1.15. This guidance is not exhaustive. But it does cover many of the common situations and decisions housing staff and other professionals will face. In some cases, deciding whether a house meets the tolerable standard will be a relatively straightforward judgement that staff from a range of professional backgrounds will be comfortable with. Other situations, for example those involving judgements about structural stability or electrical installations, may require a qualified specialist to make an informed decision.
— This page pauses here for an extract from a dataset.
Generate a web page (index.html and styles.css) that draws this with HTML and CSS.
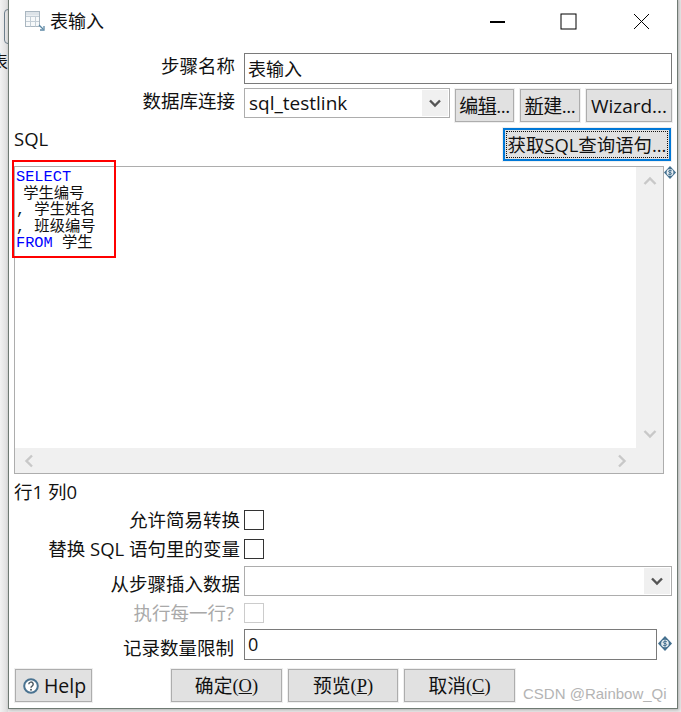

1.16. This guidance does not set out a prescriptive approach to working with the tolerable standard. Assessing an individual house against the tolerable standard should always be a matter of professional judgement. Similarly, a local authority's strategic decisions about how to deal with BTS houses at an area level should always reflect local circumstances and priorities, and we encourage local authorities to develop working arrangements with all relevant interests. We intend this guidance to be a practical tool for housing staff and other professionals, to complement their own expertise, experience and local knowledge and help ensure consistent decision-making.

Structure of the guidance

1.17. Chapter two:

  • explains the origin of the tolerable standard and charts how it has changed over time;
  • describes local authorities' duties in relation to the tolerable standard and gives advice on how to fulfil them; and
  • summarises the current powers available to local authorities to deal with BTS houses.

1.18. Chapter three:

  • explains that housing staff and other professionals use the tolerable standard for two distinct purposes;
  • highlights the relevance of the guidance for both purposes; and
  • offers tips on how to use the remaining chapters of the guidance.

1.19. Chapters four onwards set out practical advice to help in the assessment of whether houses meet the tolerable standard. Each chapter focuses on a specific element of the standard.